Shown below is a listing with pictures; reproduce exactly, and only, the lines between the ones containing "Output the single-file" and "const activeLanguage = ref('EN')", inclusive, leaving the pictures out.

Raw records
↓↓↓

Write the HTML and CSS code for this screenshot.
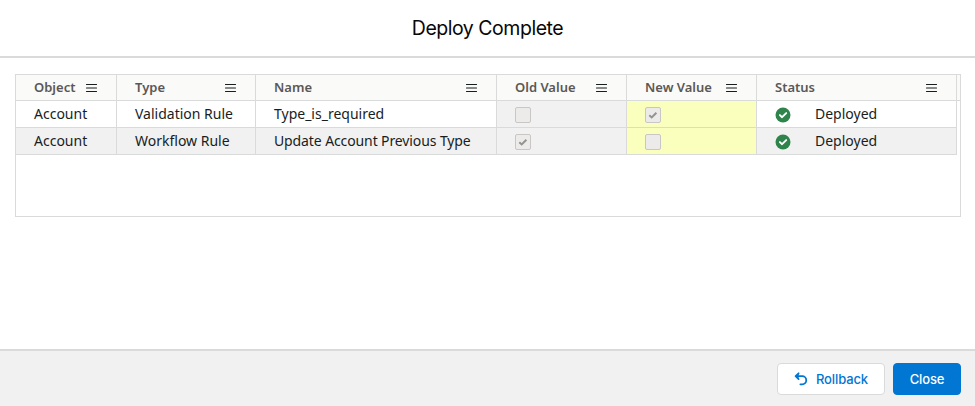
FILE: index.html
```html
<!DOCTYPE html>
<html lang="en">
<head>
<meta charset="utf-8">
<title>Deploy Complete</title>
<link rel="stylesheet" href="styles.css">
</head>
<body>
<svg class="defs" width="0" height="0">
  <symbol id="menu" viewBox="0 0 11 8"><path d="M.5 .5h10M.5 4h10M.5 7.5h10" fill="none" stroke="#181d1f" stroke-width="1.1" stroke-linecap="round"/></symbol>
  <symbol id="tick" viewBox="0 0 10 8"><path d="M1.3 4.3 3.7 6.4 8.4 1.7" fill="none" stroke="#939393" stroke-width="2"/></symbol>
  <symbol id="success" viewBox="0 0 16 16"><circle cx="8" cy="8" r="7.5" fill="#2e844a"/><path d="M4.9 8.1 7.1 10.2 11.2 6.1" fill="none" stroke="#fff" stroke-width="1.9" stroke-linecap="round" stroke-linejoin="round"/></symbol>
</svg>
<div class="modal">
  <header class="modal-header"><h1>Deploy Complete</h1></header>
  <main class="modal-body">
    <div class="grid">
      <div class="row head">
        <div class="cell"><span>Object</span><svg class="menu"><use href="#menu"/></svg></div>
        <div class="cell"><span>Type</span><svg class="menu"><use href="#menu"/></svg></div>
        <div class="cell"><span>Name</span><svg class="menu"><use href="#menu"/></svg></div>
        <div class="cell"><span>Old Value</span><svg class="menu"><use href="#menu"/></svg></div>
        <div class="cell"><span>New Value</span><svg class="menu"><use href="#menu"/></svg></div>
        <div class="cell"><span>Status</span><svg class="menu"><use href="#menu"/></svg></div>
      </div>
      <div class="row">
        <div class="cell">Account</div>
        <div class="cell">Validation Rule</div>
        <div class="cell">Type_is_required</div>
        <div class="cell old"><span class="check"></span></div>
        <div class="cell new"><span class="check"><svg><use href="#tick"/></svg></span></div>
        <div class="cell status"><svg class="success"><use href="#success"/></svg>Deployed</div>
      </div>
      <div class="row even">
        <div class="cell">Account</div>
        <div class="cell">Workflow Rule</div>
        <div class="cell long">Update Account Previous Type</div>
        <div class="cell old"><span class="check"><svg><use href="#tick"/></svg></span></div>
        <div class="cell new"><span class="check"></span></div>
        <div class="cell status"><svg class="success"><use href="#success"/></svg>Deployed</div>
      </div>
    </div>
  </main>
  <footer class="modal-footer">
    <button class="btn neutral"><svg class="undo" viewBox="0 0 14 14"><path d="M4.6 1.3 1.6 4.2 4.6 7.1M2 4.2H8.2a4 4 0 0 1 0 8.1H6.4" fill="none" stroke="#0176d3" stroke-width="1.8" stroke-linecap="round" stroke-linejoin="round"/><path d="M4.6 1.3 1.6 4.2 4.6 7.1Z" fill="#0176d3"/></svg><span>Rollback</span></button>
    <button class="btn brand"><span>Close</span></button>
  </footer>
</div>
</body>
</html>
```
FILE: styles.css
```css
* { box-sizing: border-box; }
body { margin: 0; background: #fff; font-family: Inter, sans-serif; }
.defs { display: block; }
.modal { height: 406px; display: flex; flex-direction: column; }
.modal-header {
  height: 58px;
  border-bottom: 2px solid #dadada;
  text-align: center;
}
h1 {
  margin: 0;
  font-size: 19.5px;
  font-weight: 400;
  line-height: 56px;
  letter-spacing: -.48px;
  color: #080707;
}
.modal-body { flex: 1; padding: 16px 14px 0 15px; }
.grid {
  height: 143px;
  border: 1px solid #dadada;
  font-family: "Noto Sans", sans-serif;
  font-size: 14px;
  color: #181d1f;
}
.row {
  display: grid;
  grid-template-columns: 101px 139px 241px 130px 130px 200px;
  height: 27px;
  width: 941px;
  border-bottom: 1px solid #d9dada;
}
.row.head {
  height: 26px;
  width: auto;
  background: #fafaf9;
  color: #5a5856;
  font-size: 13px;
  font-weight: 600;
}
.row.even { background: #f1f1f1; }
.cell {
  display: flex;
  align-items: center;
  padding: 0 18px;
  border-right: 1px solid #dadada;
  line-height: 26px;
  white-space: nowrap;
}
.long { letter-spacing: -.11px; }
.head .cell { justify-content: space-between; padding-right: 19px; line-height: 25px; }
.old { background: #f1f1f1; }
.new { background: #faffbd; }
.menu { width: 11px; height: 8px; flex: none; overflow: visible; }
.check {
  display: flex;
  align-items: center;
  justify-content: center;
  width: 16px;
  height: 16px;
  margin-top: 2px;
  border: 1px solid #c9c7c5;
  border-radius: 2px;
  background: #ecebea;
}
.check svg { width: 10px; height: 8px; }
.success { width: 16px; height: 16px; margin: 2px 24px 0 0; }
.modal-footer {
  height: 57px;
  padding: 12px 14px 0 0;
  border-top: 2px solid #dadada;
  background: #f1f1f1;
  display: flex;
  justify-content: flex-end;
  gap: 8px;
}
.btn {
  height: 32px;
  padding: 0;
  border-radius: 4px;
  font: 500 13px Inter, sans-serif;
  letter-spacing: -.12px;
  display: flex;
  align-items: center;
  justify-content: center;
}
.neutral {
  width: 108px;
  border: 1px solid #dadada;
  background: #fff;
  color: #0176d3;
  gap: 8px;
}
.brand {
  width: 68px;
  border: 1px solid #0176d3;
  background: #0176d3;
  color: #fff;
}
.undo { width: 14px; height: 14px; }
```
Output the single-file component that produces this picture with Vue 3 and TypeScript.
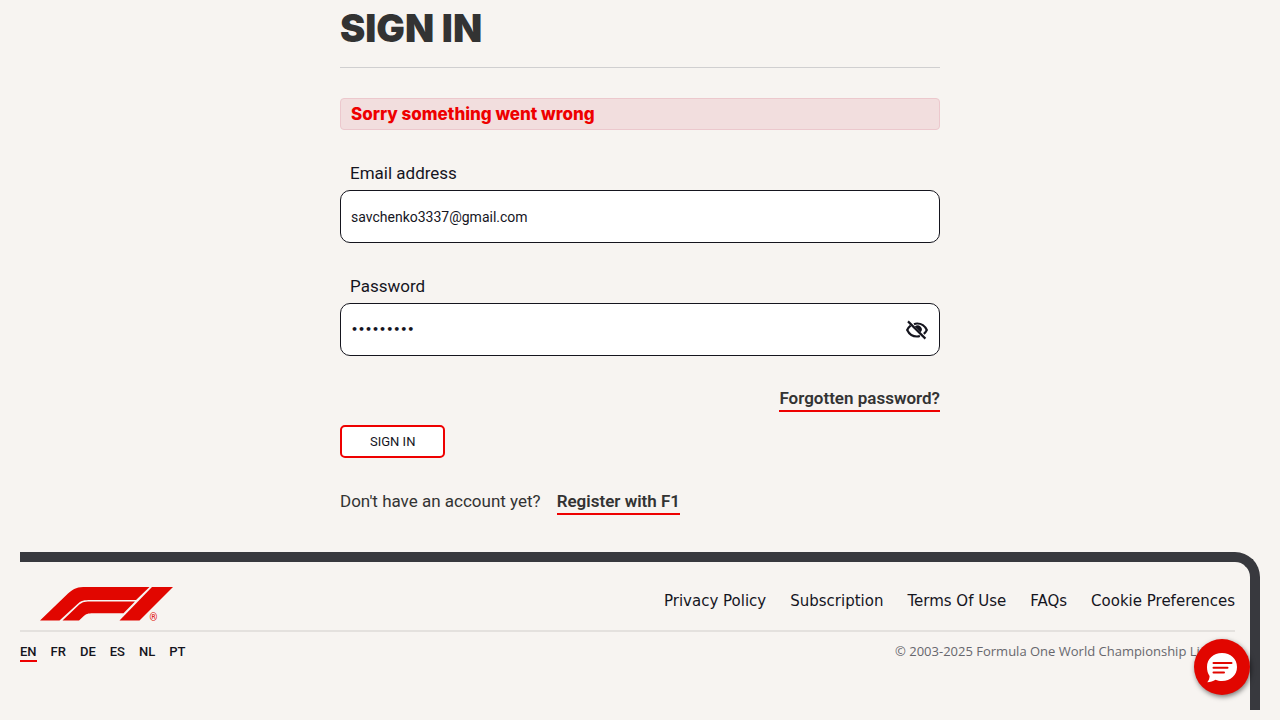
<script setup lang="ts">
import { ref } from 'vue'

const email = ref('savchenko3337@gmail.com')
const password = ref('formula01')
const passwordVisible = ref(false)
const activeLanguage = ref('EN')

const languages: string[] = ['EN', 'FR', 'DE', 'ES', 'NL', 'PT']
const footerLinks: string[] = [
  'Privacy Policy',
  'Subscription',
  'Terms Of Use',
  'FAQs',
  'Cookie Preferences',
]
</script>

<template>
  <div class="page">
    <main class="signin">
      <h1 class="title">SIGN IN</h1>
      <p class="alert" role="alert">Sorry something went wrong</p>
      <form @submit.prevent>
        <div class="field">
          <label for="email">Email address</label>
          <div class="control">
            <input id="email" v-model="email" type="email" autocomplete="username" />
          </div>
        </div>
        <div class="field">
          <label for="password">Password</label>
          <div class="control">
            <input
              id="password"
              v-model="password"
              class="secret"
              :type="passwordVisible ? 'text' : 'password'"
              autocomplete="current-password"
            />
            <button
              class="reveal"
              type="button"
              aria-label="Toggle password visibility"
              @click="passwordVisible = !passwordVisible"
            >
              <svg width="24" height="24" viewBox="0 0 24 24" fill="none" stroke="#15151e" stroke-width="2.2">
                <path d="M9 6.2C10 5.7 11 5.5 12.2 5.5c4.3 0 7.8 2.7 9.600 6.5-.7 1.5-1.700 2.8-3 3.8" />
                <path d="M5.6 7.6C4.200 8.700 3 10.200 2.200 12c1.800 3.800 5.300 6.500 9.800 6.500 1.200 0 2-.2 2.900-.5" />
                <path d="M3 3.400 20.400 20.600" />
                <path d="M9.800 8.600A4 4 0 0 1 15.600 14.200Z" fill="#15151e" stroke="none" />
              </svg>
            </button>
          </div>
        </div>
        <div class="forgotten"><a class="link" href="#">Forgotten password?</a></div>
        <button class="submit" type="submit">SIGN IN</button>
      </form>
      <p class="register">
        <span>Don't have an account yet?</span>
        <a class="link" href="#">Register with F1</a>
      </p>
    </main>

    <footer class="footer">
      <div class="footer-top">
        <a class="logo" href="#" aria-label="Formula 1">
          <svg width="134" height="36" viewBox="0 0 134 36" fill="#e10600">
            <path d="M0 33.500 28 6.500C34 1 38 0 46 0H109.500L96 13H51C44 13 41 13.500 37 17.500L19.500 33.500Z" />
            <path d="M22.500 33.500 38 18.800C41.500 15.300 44 14.500 50 14.500H95L83.500 26.300H53C48 26.300 46 26.800 43 29.800L39 33.500Z" />
            <path d="M112 0H133L99.500 33.500H79.500Z" />
            <text x="109.500" y="34">®</text>
          </svg>
        </a>
        <nav class="links" aria-label="Footer">
          <a v-for="item in footerLinks" :key="item" href="#">{{ item }}</a>
        </nav>
      </div>
      <div class="footer-bottom">
        <nav class="languages" aria-label="Language">
          <a
            v-for="code in languages"
            :key="code"
            href="#"
            :class="{ active: code === activeLanguage }"
            @click.prevent="activeLanguage = code"
          >{{ code }}</a>
        </nav>
        <p class="copyright">© 2003-2025 Formula One World Championship Limited</p>
      </div>
    </footer>

    <button class="chat" type="button" aria-label="Open chat">
      <svg width="32" height="32" viewBox="0 0 32 32">
        <path
          d="M16 2C24.500 2 31 7.800 31 16S24.500 30 16 30C13.500 30 11.500 29.600 9.500 28.800 7 30.400 4.500 31.200 1.300 31.200 2.800 29.500 3.500 27.500 3.600 25 1.800 22.500 1 19.500 1 16 1 7.800 7.500 2 16 2Z"
          fill="#fff"
        />
        <path d="M7.500 12H25.500M7.500 16.700H21.500M7.500 21.400H18" stroke="#e10600" stroke-width="2" stroke-linecap="round" />
      </svg>
    </button>
  </div>
</template>

<style>
body {
  margin: 0;
  background: #f7f4f1;
}
</style>

<style scoped>
.page {
  box-sizing: border-box;
  min-height: 100vh;
  padding: 0 20px 10px;
  display: flex;
  flex-direction: column;
  background: #f7f4f1;
  color: #333;
  font-family: Roboto, "Liberation Sans", sans-serif;
  font-size: 17px;
  line-height: 24px;
}

a {
  color: inherit;
  text-decoration: none;
}

.signin {
  width: 100%;
  max-width: 600px;
  margin: 0 auto;
}

.title {
  margin: 0 0 30px;
  padding: 9px 0 19px;
  border-bottom: 1px solid #d0cfd0;
  font-family: Inter, "DejaVu Sans", sans-serif;
  font-size: 38px;
  font-weight: 900;
  line-height: 39px;
}

.alert {
  margin: 0 0 30px;
  padding: 3px 10px;
  border: 1px solid #ecc8cd;
  border-radius: 4px;
  background: #f2dede;
  color: #ee0000;
  font-family: Inter, "DejaVu Sans", sans-serif;
  font-size: 17px;
  font-weight: 800;
}

.field {
  margin-bottom: 30px;
}

.field label {
  display: block;
  margin-bottom: 4px;
  padding: 0 10px;
  color: #15151e;
  line-height: 26px;
}

.control {
  box-sizing: border-box;
  height: 53px;
  padding: 0 10px;
  display: flex;
  align-items: center;
  border: 1px solid #15151e;
  border-radius: 10px;
  background: #fff;
}

.control input {
  flex: 1;
  min-width: 0;
  height: 48px;
  padding: 0;
  border: 0;
  outline: 0;
  background: transparent;
  color: #15151e;
  font: inherit;
  font-size: 14px;
}

.control .secret {
  font-family: "DejaVu Sans", sans-serif;
  font-size: 11px;
  font-weight: 700;
}

.reveal {
  display: flex;
  padding: 0;
  border: 0;
  background: none;
}

.forgotten {
  margin-bottom: 13px;
  display: flex;
  justify-content: flex-end;
}

.link {
  border-bottom: 2px solid #ee0000;
  font-weight: 600;
}

.submit {
  display: block;
  padding: 4px 28px;
  border: 2px solid #ee0000;
  border-radius: 5px;
  background: #fff;
  color: #15151e;
  font: inherit;
  font-size: 13px;
  line-height: 21px;
}

.register {
  margin: 31px 0 37px;
  display: flex;
  gap: 16px;
}

.footer {
  flex: 1;
  padding: 25px 15px 0 0;
  border: 0 solid #38393e;
  border-width: 10px 10px 0 0;
  border-top-right-radius: 25px;
}

.footer-top {
  display: flex;
  justify-content: space-between;
  align-items: flex-start;
  padding-bottom: 7px;
  border-bottom: 2px solid #e4e1de;
}

.logo {
  display: flex;
  margin-left: 20px;
}

.logo text {
  font-size: 10px;
}

.links {
  display: flex;
  gap: 24px;
  padding-top: 2px;
  color: #15151e;
  font-family: "DejaVu Sans", sans-serif;
  font-size: 15px;
}

.footer-bottom {
  display: flex;
  justify-content: space-between;
  align-items: flex-start;
  padding-top: 11px;
  font-size: 13px;
  line-height: 17px;
}

.languages {
  display: flex;
  gap: 14px;
  color: #15151e;
  font-weight: 500;
}

.languages .active {
  border-bottom: 2px solid #ee0000;
}

.copyright {
  margin: 0;
  color: #67676d;
  font-family: "Open Sans", "Noto Sans", sans-serif;
}

.chat {
  position: fixed;
  right: 30px;
  bottom: 25px;
  width: 56px;
  height: 56px;
  padding: 0;
  display: flex;
  align-items: center;
  justify-content: center;
  border: 0;
  border-radius: 50%;
  background: #e10600;
  box-shadow: 1px 2px 5px rgba(0, 0, 0, 0.5);
}
</style>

↑↑↑

Result for this task
Output the single-file component that produces this picture with Vue 3 and TypeScript.
<script setup lang="ts">
import { ref } from 'vue'

const email = ref('savchenko3337@gmail.com')
const password = ref('formula01')
const passwordVisible = ref(false)
const activeLanguage = ref('EN')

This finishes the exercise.